Okay.... Thats super interesting to me... In Australia I think it is recognised... as instead of an F or M, you know in your passport they allow intersex folk to be a third category. There was a big legal win about 5 years ago with this lovely, I want to call her chick, who rode her bike around here with a bubble machine. It sounds kooky but she is soft and playful. I hope that in your world you have been encouraged to love who you are... We are all so heavily conditioned as it is. I mean coming to this site has been an eye opener for me in terms of seeing the judgment against my own freely expressed sex drive and lust. It has really surprised me how much guilt and shame I have carried around all this taboo stuff. And Im not even hands on. Its just all fantasy.
Sorry sorry sorry.
I am raving.
It is nearly 2am and I didnt sleep last night. So I hope I dont sound like a crazy person. Hopefully we will catch up again soon.
x
I mean, I don’t blame people for not understanding. I didn’t get to choose how I was born. I just happen to be in this body and I have to find a way to walk through life with it.

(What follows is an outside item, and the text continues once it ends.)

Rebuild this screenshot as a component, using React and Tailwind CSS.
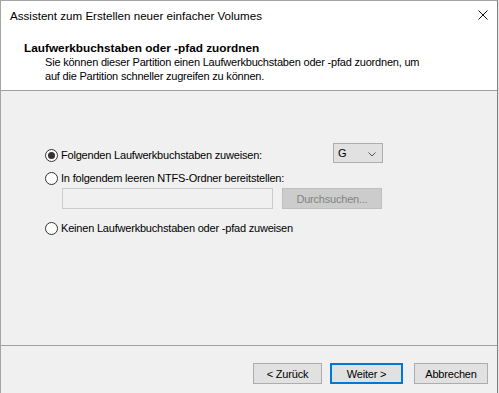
import React from "react";

function Radio({ checked, className = "" }) {
  return (
    <div className={"w-[13px] h-[13px] rounded-full border border-[#333333] bg-white flex items-center justify-center shrink-0 " + className}>
      {checked && <div className="w-[7px] h-[7px] rounded-full bg-[#333333]" />}
    </div>
  );
}

function Btn({ children, className = "", def = false }) {
  return (
    <div
      className={
        "h-[21px] flex items-center justify-center bg-[#e1e1e1] " +
        (def ? "border-2 border-[#0078d7] " : "border border-[#adadad] ") +
        className
      }
    >
      {children}
    </div>
  );
}

export default function App() {
  return (
    <div className="w-[499px] h-[393px] flex bg-white text-black text-[11px] tracking-[-0.2px] leading-[14px] font-['Liberation_Sans',Arial,sans-serif] overflow-hidden">
      <div className="w-[498px] h-[393px] flex flex-col border-l border-t border-[#a5a5a5] border-r border-r-[#808080]">
        {/* title bar */}
        <div className="h-[30px] flex items-start justify-between pl-[9px] pt-[8px] bg-white shrink-0">
          <span className="text-[11.6px] tracking-normal">Assistent zum Erstellen neuer einfacher Volumes</span>
          <svg width="10" height="10" viewBox="0 0 10 10" className="mt-[1px] mr-[9px]">
            <path d="M0.5 0.5 L9.5 9.5 M9.5 0.5 L0.5 9.5" stroke="#111" strokeWidth="1" fill="none" />
          </svg>
        </div>
        {/* header */}
        <div className="h-[59px] bg-white pl-[23px] pt-[10px] shrink-0">
          <div className="font-bold text-[11.8px] tracking-normal">Laufwerkbuchstaben oder -pfad zuordnen</div>
          <div className="pl-[21px]">
            <div>Sie können dieser Partition einen Laufwerkbuchstaben oder -pfad zuordnen, um</div>
            <div>auf die Partition schneller zugreifen zu können.</div>
          </div>
        </div>
        <div className="h-px bg-[#a0a0a0] shrink-0" />
        {/* body */}
        <div className="flex-1 bg-[#f0f0f0] pt-[52px] pl-[44px] flex flex-col">
          <div className="h-[20px] flex items-start">
            <div className="flex items-center mt-[5px] w-[288px]">
              <Radio checked />
              <span className="ml-[3px]">Folgenden Laufwerkbuchstaben zuweisen:</span>
            </div>
            <div className="w-[50px] h-[20px] bg-[#e1e1e1] border border-[#adadad] flex items-center justify-between pl-[4px] pr-[6px]">
              <span>G</span>
              <svg width="8" height="5" viewBox="0 0 8 5" className="mt-[2px]">
                <path d="M0.5 0.5 L4 4 L7.5 0.5" stroke="#555" strokeWidth="1" fill="none" />
              </svg>
            </div>
          </div>
          <div className="h-[16px] flex items-center mt-[7px]">
            <Radio />
            <span className="ml-[3px]">In folgendem leeren NTFS-Ordner bereitstellen:</span>
          </div>
          <div className="flex mt-[2px] ml-[17px]">
            <div className="w-[211px] h-[21px] border border-[#cccccc] bg-[#f0f0f0]" />
            <div className="ml-[9px] w-[100px] h-[21px] border border-[#bfbfbf] bg-[#cccccc] text-[#838383] flex items-center justify-center">
              Durchsuchen...
            </div>
          </div>
          <div className="h-[16px] flex items-center mt-[11px]">
            <Radio />
            <span className="ml-[3px]">Keinen Laufwerkbuchstaben oder -pfad zuweisen</span>
          </div>
        </div>
        <div className="h-px bg-[#a0a0a0] shrink-0" />
        {/* buttons */}
        <div className="h-[47px] bg-[#f0f0f0] flex justify-end items-start pt-[17px] pr-[9px] shrink-0">
          <Btn className="w-[69px]">&lt; Zurück</Btn>
          <Btn def className="w-[73px] ml-[8px]">Weiter &gt;</Btn>
          <Btn className="w-[74px] ml-[11px]">Abbrechen</Btn>
        </div>
      </div>
      <div className="w-px h-[393px] bg-[#e6e6e6]" />
    </div>
  );
}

The only thing that has been bothersome is being androgynous looking and people acting weird towards me because of it. Like, wanting to play on girls teams when I was younger but told I couldn’t because I was a boy, but then being told I couldn’t play with the boys because I’d have to use their locker room and being naked I obviously wasn’t a boy. I mean, at this point it is what it is.
The only real issue now is I’ve decided to be on hormones, so I’m progressively looking much more feminine, but now people assume I’m transgender which is something different entirely. I can’t win lol.
At least I get to be on here and discuss my love and appreciation for animals with like minded people. No reason to call it taboo. What we do was once in fashion with ancient cultures and civilizations. Now it’s not. One day regular missionary position sex might be out of fashion and become the new taboo. Who knows, who cares lol.